Foi uma experiência brutal, um sonho. Eram raras as pessoas que conseguiam ter exclusivamente a carreira de ator. Tinha amigos que tinham dois ou três trabalhos e chegavam a fazer peças importantíssimas com grande destaque, só que ninguém está garantido lá, é mesmo três mil cães a um osso. O mercado é muito competitivo e tudo é muito mais exigente.
Voltou a Portugal e começou logo a fazer teatro.
Sim, foi até essa a razão principal para voltar, tinha esse projeto e também estava com umas saudades enormes da minha família. Ainda não sabia se ia ficar cá definitivamente, mas a vontade era grande. Esse projeto foi uma peça de teatro que fiz no Teatro Carlos Alberto, no Porto, durante uns três ou quatro meses.
Depois começou a fazer teatro para escolas?
Em 2015 é que comecei a trabalhar para o Teatro Educa, uma companhia com quem trabalhei durante três anos. Acabou em junho. Nunca me tinha imaginado a representar para jovens, porque é um público muito difícil: íamos a escolas, auditórios municipais, e fazíamos teatro em todo o lado, de norte a sul do País. Saía muitas vezes de casa às cinco da manhã para ir para qualquer lado.
E as pessoas continuaram a reconhecê-lo, certo?
Havia miúdos que ainda não eram nascidos quando os “Morangos” estavam no ar, e vinham ter comigo quando eu entrava na escola, porque tinham visto a repetição no Panda Biggs. “Ah, mas eu adoro os Morangos, o Crómio, estás diferente” E eu: “pois, pá, as pessoas envelhecem”. Foi mesmo engraçado. Eu vou estar num lar de idosos e ainda me vão estar a reconhecer como Crómio, acho que sim.
O novo projeto, feito com a sua namorada, Marine Antunes, tem a ver com falar com miúdos como o Crómio, outsiders que não se sentem integrados na escola, não é?
Chama-se Se Podes Sonhar, Podes Concretizar. É uma palestra motivacional em que falamos sobre a nossa história. A Marine tem um projeto há cinco anos que se chama Cancro com Humor. Ela foi doente oncológica quando tinha 13 anos e transformou isso numa experiência positiva, escreveu dois livros. Aprendi muito a ver as palestras dela e depois da experiência que tive com os jovens no teatro percebi que havia alguma coisa importante que podíamos partilhar que era a nossa experiência.

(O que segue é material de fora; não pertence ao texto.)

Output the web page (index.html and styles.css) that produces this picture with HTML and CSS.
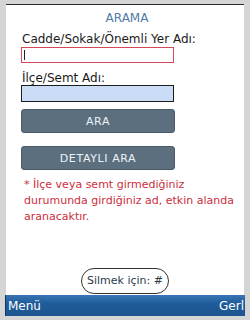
FILE: index.html
```html
<!DOCTYPE html>
<html lang="tr">
<head>
<meta charset="utf-8">
<link rel="stylesheet" href="styles.css">
</head>
<body>
<div class="screen">
  <div class="panel">
    <div class="title">ARAMA</div>
    <div class="form">
      <label class="label">Cadde/Sokak/Önemli Yer Adı:</label>
      <div class="input input-active"><span class="caret"></span></div>
      <label class="label label-2">İlçe/Semt Adı:</label>
      <div class="input input-blue"></div>
      <div class="btn btn-first">ARA</div>
      <div class="btn btn-second">DETAYLI ARA</div>
      <p class="note">* İlçe veya semt girmediğiniz<br>durumunda girdiğiniz ad, etkin alanda<br>aranacaktır.</p>
    </div>
    <div class="hint-row"><span class="hint">Silmek için: #</span></div>
  </div>
  <div class="softkeys">
    <span class="sk-left">Menü</span>
    <span class="sk-right">Gerl</span>
  </div>
</div>
</body>
</html>
```
FILE: styles.css
```css
html, body {
  margin: 0;
  padding: 0;
}
body {
  width: 250px;
  height: 320px;
  background: #d5d5d5;
  font-family: "DejaVu Sans", Verdana, sans-serif;
  overflow: hidden;
}
.screen {
  display: flex;
  flex-direction: column;
  padding-top: 4px;
  height: 316px;
}
.panel {
  margin: 0 6px;
  height: 291px;
  background: #ffffff;
  border-top: 1px solid #2a2a2a;
  box-sizing: border-box;
  display: flex;
  flex-direction: column;
}
.title {
  text-align: center;
  color: #4f7aa6;
  font-size: 12px;
  line-height: 13px;
  margin-top: 7px;
  padding-left: 4px;
}
.form {
  padding-left: 15px;
  display: flex;
  flex-direction: column;
  align-items: flex-start;
}
.label {
  font-size: 12px;
  line-height: 14px;
  color: #1a1a1a;
  margin-top: 7px;
  padding-left: 1px;
}
.label-2 {
  margin-top: 9px;
  line-height: 12px;
}
.input {
  width: 153px;
  height: 16px;
  box-sizing: border-box;
  margin-top: 1px;
  position: relative;
}
.input-active {
  border: 1px solid #d24a5a;
  background: #ffffff;
}
.caret {
  position: absolute;
  left: 2px;
  top: 2px;
  width: 1px;
  height: 10px;
  background: #222;
}
.input-blue {
  border: 1px solid #1c1c1c;
  background: #cadcf6;
  height: 17px;
}
.btn {
  width: 154px;
  height: 24px;
  box-sizing: border-box;
  background: #5b6f7f;
  border: 1px solid #4a5c6b;
  border-radius: 3px;
  color: #eef2f5;
  font-size: 11px;
  letter-spacing: 0.6px;
  display: flex;
  align-items: center;
  justify-content: center;
}
.btn-first {
  margin-top: 7px;
}
.btn-second {
  margin-top: 13px;
}
.note {
  margin: 7px 0 0 3px;
  color: #cc2e40;
  font-size: 11px;
  line-height: 16px;
}
.hint-row {
  margin-top: auto;
  margin-bottom: 1px;
  display: flex;
  justify-content: center;
}
.hint {
  border: 1px solid #333;
  border-radius: 13px;
  height: 26px;
  box-sizing: border-box;
  width: 88px;
  font-size: 11px;
  line-height: 24px;
  text-align: center;
  color: #2a3a4a;
}
.softkeys {
  margin: 0 5px;
  height: 21px;
  background: linear-gradient(#3a76b4, #1f5c9a 40%, #1c5590);
  border-left: 1px solid #15365a;
  display: flex;
  justify-content: space-between;
  align-items: center;
  color: #ffffff;
  font-size: 12px;
  padding: 0 1px 0 2px;
}
```
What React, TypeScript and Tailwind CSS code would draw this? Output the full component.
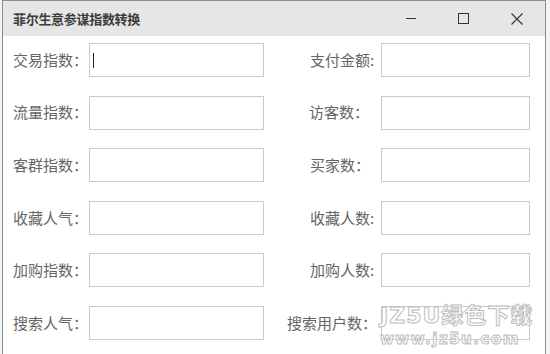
import React from 'react';

/* ── Form rows: [left label, right label, right label offset] ───────── */
const ROWS: { left: string; right: string; pad: string }[] = [
  { left: '交易指数：', right: '支付金额:', pad: 'pl-[46px]' },
  { left: '流量指数：', right: '访客数：', pad: 'pl-[45px]' },
  { left: '客群指数：', right: '买家数：', pad: 'pl-[46px]' },
  { left: '收藏人气：', right: '收藏人数:', pad: 'pl-[46px]' },
  { left: '加购指数：', right: '加购人数:', pad: 'pl-[46px]' },
  { left: '搜索人气：', right: '搜索用户数：', pad: 'pl-[23px]' },
];

const FONT = "font-['Microsoft_YaHei','Noto_Sans_CJK_SC',sans-serif]";

function TitleBar() {
  return (
    <div className="flex h-[35px] items-center bg-[#e6e6e6]">
      <span className={`${FONT} ml-[10px] text-[13px] font-bold tracking-[-0.3px] text-[#3c3c3c]`}>
        菲尔生意参谋指数转换
      </span>
      <div className="ml-auto flex h-full items-center">
        {/* minimize */}
        <div className="flex h-full w-[46px] items-center justify-center">
          <div className="h-px w-[10px] bg-[#333]" />
        </div>
        {/* maximize */}
        <div className="ml-[6px] flex h-full w-[46px] items-center justify-center">
          <div className="h-[11px] w-[11px] border border-[#333]" />
        </div>
        {/* close */}
        <div className="ml-[8px] mr-[5px] flex h-full w-[46px] items-center justify-center">
          <svg width="12" height="12" viewBox="0 0 12 12">
            <path d="M0.5 0.5L11.5 11.5M11.5 0.5L0.5 11.5" stroke="#333" strokeWidth="1.1" />
          </svg>
        </div>
      </div>
    </div>
  );
}

function Field({ w, cursor }: { w: string; cursor?: boolean }) {
  return (
    <div className={`relative h-[34px] ${w} border border-[#c9c9d2] bg-white`}>
      {cursor && <div className="absolute left-[3px] top-[9px] h-[15px] w-px bg-[#222]" />}
    </div>
  );
}

export default function App() {
  return (
    <div className="relative h-[354px] w-[550px] overflow-hidden bg-[#f4f4f4]">
      <div className="ml-[2px] h-[360px] w-[544px] border-l border-r border-t border-[#8c8c8c] bg-white">
        <TitleBar />

        <div className={`${FONT} flex flex-col gap-y-[18.6px] pt-[7px] text-[15px] text-[#666]`}>
          {ROWS.map((r, i) => (
            <div key={i} className="flex items-center">
              <span className="w-[86px] whitespace-nowrap pl-[10px]">{r.left}</span>
              <Field w="w-[175px]" cursor={i === 0} />
              <span className={`w-[117px] whitespace-nowrap ${r.pad}`}>{r.right}</span>
              <Field w="w-[149px]" />
            </div>
          ))}
        </div>
      </div>

      {/* site watermark */}
      <div className="pointer-events-none absolute left-[380px] top-[305px] flex flex-col items-start leading-none">
        <span className="whitespace-nowrap font-['DejaVu_Sans','Noto_Sans_CJK_SC',sans-serif] text-[22px] font-bold tracking-[1px] text-white/80 [-webkit-text-stroke:1px_#bdbdbd]">
          JZ5U绿色下载
        </span>
        <span className="mt-[5px] whitespace-nowrap font-['DejaVu_Sans',sans-serif] text-[15px] font-bold tracking-[1.5px] text-white/80 [-webkit-text-stroke:1px_#bdbdbd]">
          www.jz5u.com
        </span>
      </div>
    </div>
  );
}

As circunstâncias não definem o nosso caminho. Fazemos mesmo o paralelismo com o Crómio, facilita muito as pessoas ainda se lembrarem dele. Há uma empatia rápida comigo por causa da personagem.
Na parte de ser mais outsider, também era como o Crómio na escola? Difícil de ter amigos?
Nem por isso, nessa parte não. Sempre fui muito acarinhado até pelas escolas onde tive.
E a sua namorada, que tem menos sete anos, já o conhecia da televisão?
Exato, ela via os “Morangos com Açúcar” e o pai dela só a deixava ver quando o Crómio estivesse na televisão. Depois perdia a piada. “Não está o Crómio, quero ver o wrestling”, dizia ele [risos]. Mas quando me conheceu eu não fazia a mínima ideia de que ela sabia quem eu era. Não deu a mínima cana, mesmo. Tinha acabado de vir dos Estados Unidos, estava meio desnorteado, e ela: “Eh pá, parece um cãozinho abandonado. Deixa-me tratar dele”.
E como foi conhecer o pai da Marine?
Tive que dar no duro, porque os pais da Marine são do campo e têm a sua horta. Também estive de lá a cavar para ganhar o respeito do Sr. Gonçalo. Este homem sabe pôr mãos ao trabalho, não é só televisãozinha, mãozinhas de prata. Tive de mostrar que também sabia plantar umas batatinhas.
Com este novo projeto, está a colocar a carreira de ator em pausa?
Não, uma das razões para este projeto é que posso controlar muito melhor o meu tempo, porque com o Teatro Educa não tinha tempo nenhum para trabalhar fora. Trabalhava todos os dias e fora de Lisboa, era muito difícil de conciliar com outros trabalhos. Agora vai-me permitir fazer ainda mais trabalhos como ator, que antes tinha de recusar.